When she is struck by a disability, her husband leaves her. Puran in the meantime becomes a singing/dancing hero.

==Cast==
The cast includes:

- Chandrashekhar as Puranchan Kashmiri "Puran"
- Helen as Lali
- Om Prakash as Dinanath (Lali's Father)
- Leela Mishra as Laxmi (Lali's Mother)
- Agha as Lali's Brother
- Iftekhar as Family Doctor
- O. P. Ralhan as Madan
- Polson as Mohan
- Mac Mohan as Sushil
- Tun Tun as Mohan's mother
- Bela Bose as Kalpana
- Aruna Irani as Geeta
- Madan Puri as Dance Announcer

==Production==
The script was written by Chandrashekhar, who directed the film and played the lead male role. It was released in 1964.

==Music==
Music in the film was composed by Iqbal Qureshi. Performances in the film include the dance sequence "Cha Cha Cha", and the song "Subah Na Aayi Shaam Na Aayi", written by the then new songwriter Neeraj. The film also includes Makhdoom Mohiuddin's poem "Chara Gar" depicted in the song "Ek Chameli Ke Mandwe Tale", which tells the story of two lovers who can never be together.

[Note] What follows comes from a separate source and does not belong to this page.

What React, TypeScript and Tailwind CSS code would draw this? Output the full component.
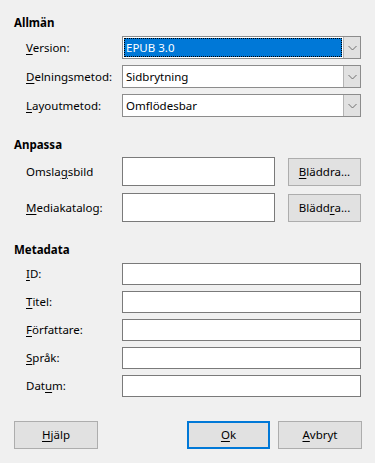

This song was sung by Mohammed Rafi and Asha Bhosle.

| Song | Singer |
|---|---|
| "Subah Na Aayi" | Mohammed Rafi |
| "Woh Hum Na The" | Mohammed Rafi |
| "Ek Lali Ghar Se Chali" | Mohammed Rafi |
| "Ek Chameli Ke Mandwe Tale" | Mohammed Rafi, Asha Bhosle |
| "Tumse, Mano Na Mano, Mujhe Tumse Pyar Ho Gaya" | Mohammed Rafi, Asha Bhosle |
| "Dance Music" | Iqbal Qureshi |
| "Title Music" | Iqbal Qureshi |

==Reception and legacy==
The film was one of Helen's few successes in a leading role. Filmfare described Helen as someone "who slides across the film with the grace of a leopardess, whose femininity and quiet behaviour are in pleasing in contrast to Bela Bose's enthusiastic flaunting of over-emphasised charms".

Kate Spade noted in her 2013 Cha Cha Cha timeline that in 1964 "Bollywood is hit with Cha Cha Cha fever".